The Senate may move forward this week on an energy bill that would result in more government meddling and wasting taxpayer dollars on activities better left for the private sector.
Members have offered more than 150 amendments, many of which would make an already bad bill even worse. One such example comes from Sens. Michael Bennet, D-Colo., and Johnny Isakson, R–Ga.: the Sensible Accounting Value Energy (SAVE) Act (Amendment 3042).
The SAVE Act would effectively further subsidize government-backed mortgage loans under the pretense of energy efficiency. The bill imposes new regulations on loans insured by the Federal Housing Administration (FHA). These regulations go farther than most of the current mortgage rules, however, because they dictate an increase in the amount of money that people will be able to borrow. For starters, the proposal requires the “expected energy cost savings” from conservation programs to be included in borrowers’ debt-to-income test. In other words, loan applicants will effectively have their income increased because underwriters will be required to reduce borrowers’ estimated future living expenses.
Regardless of whether their actual living expenses decline in the future, borrowers would qualify for larger FHA loans as a result of this requirement. And it’s not as if the FHA currently has high standards. Borrowers can already get FHA loans with a 3.5-percent down payment, a FICO credit score as low as 580, and a total debt-to-income ratio of more than 50 percent.

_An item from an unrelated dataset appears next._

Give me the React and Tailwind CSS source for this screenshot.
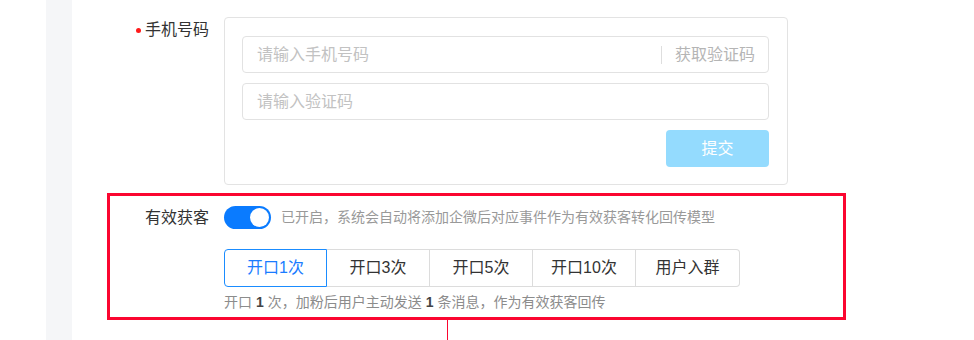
import React from "react";

const WM = "gyuliuyan".repeat(12);

function Watermark() {
  const tops = ["top-[11px]", "top-[80px]", "top-[149px]", "top-[217px]", "top-[285px]"];
  return (
    <div className="pointer-events-none absolute inset-0 overflow-hidden">
      {tops.map((t) => (
        <div
          key={t}
          className={`absolute left-0 ${t} whitespace-nowrap text-[32px] leading-[32px] text-black/[0.018] font-['Liberation_Sans',sans-serif]`}
        >
          {WM}
        </div>
      ))}
    </div>
  );
}

function Toggle() {
  return (
    <div className="flex h-[23px] w-[47px] items-center justify-end rounded-full bg-[#0a7bff] px-[2px]">
      <div className="h-[19px] w-[19px] rounded-full bg-white" />
    </div>
  );
}

const options = ["开口1次", "开口3次", "开口5次", "开口10次", "用户入群"];

export default function App() {
  return (
    <div className="relative flex h-[340px] w-[974px] overflow-hidden bg-white font-['Liberation_Sans','Noto_Sans_CJK_SC',sans-serif] text-[#333]">
      <div className="w-[46px] shrink-0" />
      <div className="w-[26px] shrink-0 bg-[#f5f6f8]" />
      <div className="flex flex-col pt-[17px]">
        {/* phone row */}
        <div className="flex">
          <div className="flex h-[26px] w-[137px] items-center justify-end gap-[4px] text-[16px]">
            <span className="h-[5px] w-[5px] rounded-full bg-[#ff1a1a]" />
            <span>手机号码</span>
          </div>
          <div className="ml-[15px] flex h-[168px] w-[564px] flex-col gap-[10px] rounded-[4px] border border-[#e3e3e3] pb-[17px] pl-[17px] pr-[18px] pt-[18px]">
            <div className="flex h-[37px] items-center rounded-[4px] border border-[#e2e2e2] pl-[14px] pr-[13px] text-[16px]">
              <span className="flex-1 text-[#c2c2c2]">请输入手机号码</span>
              <span className="h-[18px] w-px bg-[#dedede]" />
              <span className="ml-[13px] text-[#b5b5b5]">获取验证码</span>
            </div>
            <div className="flex h-[37px] items-center rounded-[4px] border border-[#e2e2e2] pl-[14px] text-[16px] text-[#c2c2c2]">
              请输入验证码
            </div>
            <div className="flex justify-end">
              <div className="flex h-[37px] w-[103px] items-center justify-center rounded-[4px] bg-[#94dbfe] text-[16px] text-white">
                提交
              </div>
            </div>
          </div>
        </div>

        {/* highlighted row */}
        <div className="ml-[35px] mt-[8px] h-[130px] w-[739px] border-[3px] border-[#fb0630] pt-[10px]">
          <div className="flex">
            <div className="flex h-[23px] w-[99px] items-center justify-end text-[16px]">有效获客</div>
            <div className="ml-[15px] flex flex-col">
              <div className="flex items-center gap-[10px]">
                <Toggle />
                <span className="text-[14px] text-[#999]">
                  已开启，系统会自动将添加企微后对应事件作为有效获客转化回传模型
                </span>
              </div>
              <div className="mt-[20px] flex h-[38px]">
                {options.map((o, i) => (
                  <div
                    key={o}
                    className={
                      i === 0
                        ? "flex w-[103px] items-center justify-center rounded-l-[4px] border border-[#1a8cff] text-[16px] text-[#1a7cff]"
                        : i === options.length - 1
                        ? "flex w-[104px] items-center justify-center rounded-r-[4px] border border-l-0 border-[#dcdcdc] text-[16px]"
                        : "flex w-[103px] items-center justify-center border border-l-0 border-[#dcdcdc] text-[16px]"
                    }
                  >
                    {o}
                  </div>
                ))}
              </div>
              <div className="mt-[5px] flex text-[14px] leading-[20px] text-[#8c8c8c]">
                <span>开口</span>
                <b className="mx-[4px] font-bold text-[#444]">1</b>
                <span>次，加粉后用户主动发送</span>
                <b className="mx-[4px] font-bold text-[#444]">1</b>
                <span>条消息，作为有效获客回传</span>
              </div>
            </div>
          </div>
        </div>
        <div className="ml-[375px] h-[20px] w-0 border-l border-[#fb0630]" />
      </div>
      <Watermark />
    </div>
  );
}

These low standards would be even further compounded by what are typically inflated energy savings estimates. (Many studies, including some conducted by the government’s national laboratories, have shown that the Department of Energy overestimates the expected savings from energy efficiency upgrades.)
Another feature of the proposal potentially magnifies these effects by micromanaging the appraisal process. The amendment would compel appraisers to add the alleged value of estimated energy savings to the property under consideration for a mortgage.
To the extent that a home’s existing energy-conservation measures should be included in the estimated value of that home, this section of the proposal is unnecessary. Appraisers already base their estimated market values on all existing elements of the property, including energy-efficiency products in the home. It simply is not true that current rules don’t allow appraisers to incorporate this value into their estimates.
Overall, the SAVE Act will most likely inflate home prices beyond the level that existing federal programs already do. At the very least, the SAVE Act will encourage additional borrowing via government-backed mortgages with low credit standards.
The Senate Energy Modernization Act already has a number of energy efficiency programs that would leave taxpayers with the bill. The SAVE Act amendment would expose taxpayers to even more risk. It appears Congress learned nothing from the housing crisis a few years ago. Artificially qualifying people for risky mortgages in this manner could result in the same “homeowners underwater” scenario that resulted in more taxpayer-funded bailouts. With the SAVE Act, Congress wants to codify it.
The term “SAVE Act” exemplifies everything that’s wrong with how policymakers view the market. If energy-efficient products have as much value as proponents of these programs say they do, they won’t need the government to mandate their value or subsidize their use. The private sector will drive energy savings for businesses and families, and the market will properly assign the value—not bureaucrats in Washington.